In recent years, the adoption of NAND flash in enterprise storage systems has been increasing rapidly. Recent all-flash storage arrays exhibit excellent I/O throughput, latency, storage density, and energy efficiency. At the same time, flash manufacturers strive to reduce cost and increase storage density with novel technologies such as continuous technology node scaling, increasing the number of bits stored per cell, and stacking cells vertically (3D-NAND). However, this comes at the cost of reduced endurance of each block, increased variation across blocks, and lower performance. These issues cannot be solely compensated by stronger ECC or read-retry schemes and prohibit a direct use of new flash technologies in enterprise storage systems.
We present several novel flash-management technologies that reduce write amplification, achieve better wear leveling, and significantly enhance endurance without sacrificing performance; and hence enable us to bring next-generation flash to the levels required in enterprise storage. In particular, we introduce techniques such as block calibration which determines optimal read threshold voltages, new garbage collection schemes with heat segregation, and health binning to overcomes variations in flash block quality.

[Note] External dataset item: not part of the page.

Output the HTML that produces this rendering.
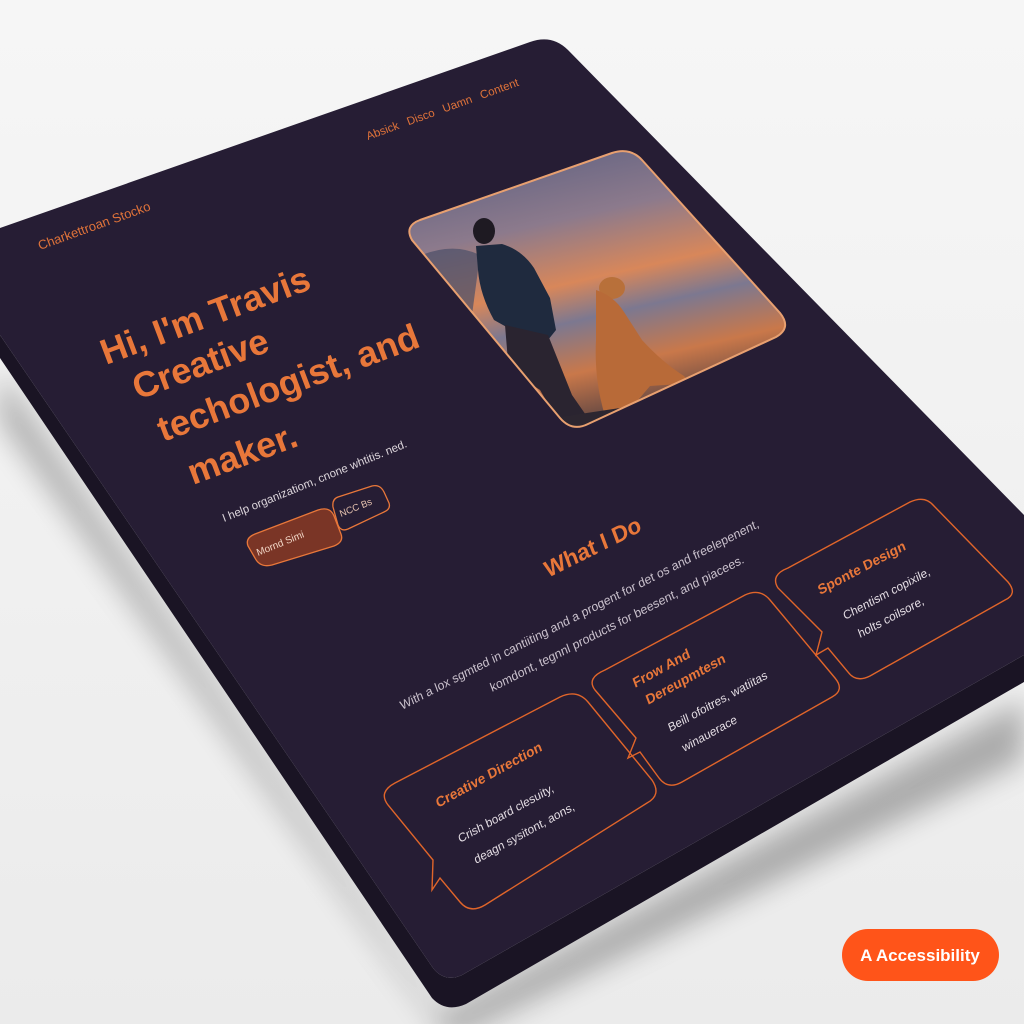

These complementary flash-management algorithms were initially designed, then refined and enhanced in a simulator and later implemented in an enterprise-level all-flash storage system. Our evaluations show that by introducing heat segregation and health binning, overall endurance becomes dictated by the average endurance of all blocks in a device (instead of being dictated by the worst block), thereby enhancing endurance by 33%. And our heat-aware garbage collection schemes further improve endurance up to 2.5x compared to the baseline.